As per the Word Bank, recent reforms enacted by the Federal Government are expected to contribute to the progressive recovery of GDP growth, projecting an annual growth rate of 3.5 percent between 2023 and 2026.
The Word Bank mentioned, "Services, particularly in banking and ICT, and the non-oil industry, will benefit from a more stable and predictable macroeconomic environment, along with easier access to FX and imported inputs."
The services sector witnessed a year-on-year growth of 4.3 percent in the first nine months of 2023, primarily fueled by advancements in financial services and ICT, according to the Bretton Woods institution.
Fueled by ICT, the service sector stands as a primary driver of growth in the country, with the ICT sector experiencing an 8.5 percent year-on-year growth in the first nine months of 2023, propelled by increased voice and Internet subscribers.
E-payments played a significant role in driving the growth of financial services, contributing to a 25.3 percent output increase in the first half of 2023.
The global bank commented, "The economic outlook for Nigeria in the short to medium term relies on the continuation and effectiveness of its macroeconomic stabilization agenda."
“Successful implementation of the initiated reforms will be the first step toward improving Nigeria’s growth prospects.

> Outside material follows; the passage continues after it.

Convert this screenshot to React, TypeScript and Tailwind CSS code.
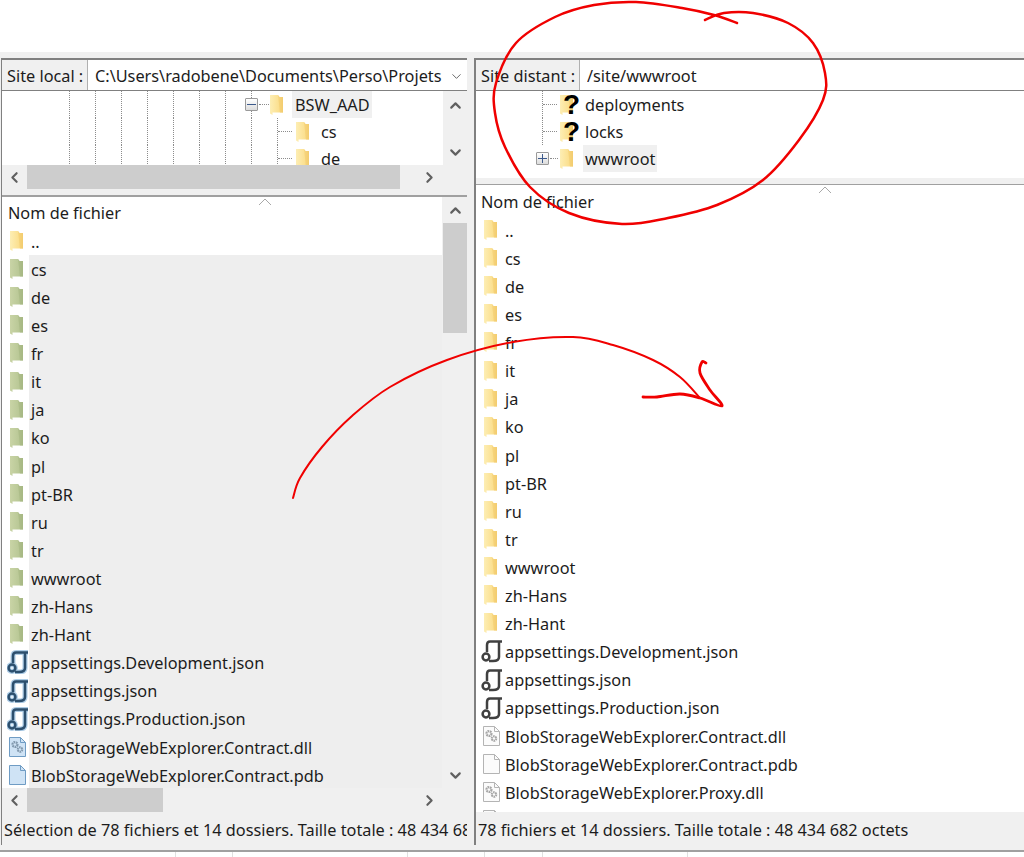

With the implementation of these first macroeconomic stabilisation reforms, the economy is expected to grow at an average annual rate of 3.5 per cent during 2023–2026, or 0.5 of a percentage point higher than in a scenario in which the reforms had not been implemented.
“Services, especially banking and ICT, together with industry will benefit from a more stable and predictable macroeconomic environment and easier access to FX and imported inputs.”
Recently, the Association of Licensed Telecommunications Operators of Nigeria stated that the lack of foreign exchange may impact job creation in the telecoms sector.
Telcos disclosed this during a Nigerian Communications Commission industry interactive session with the new Executive Vice Chairman and Chief Executive Officer of the commission, Dr Aminu Maida.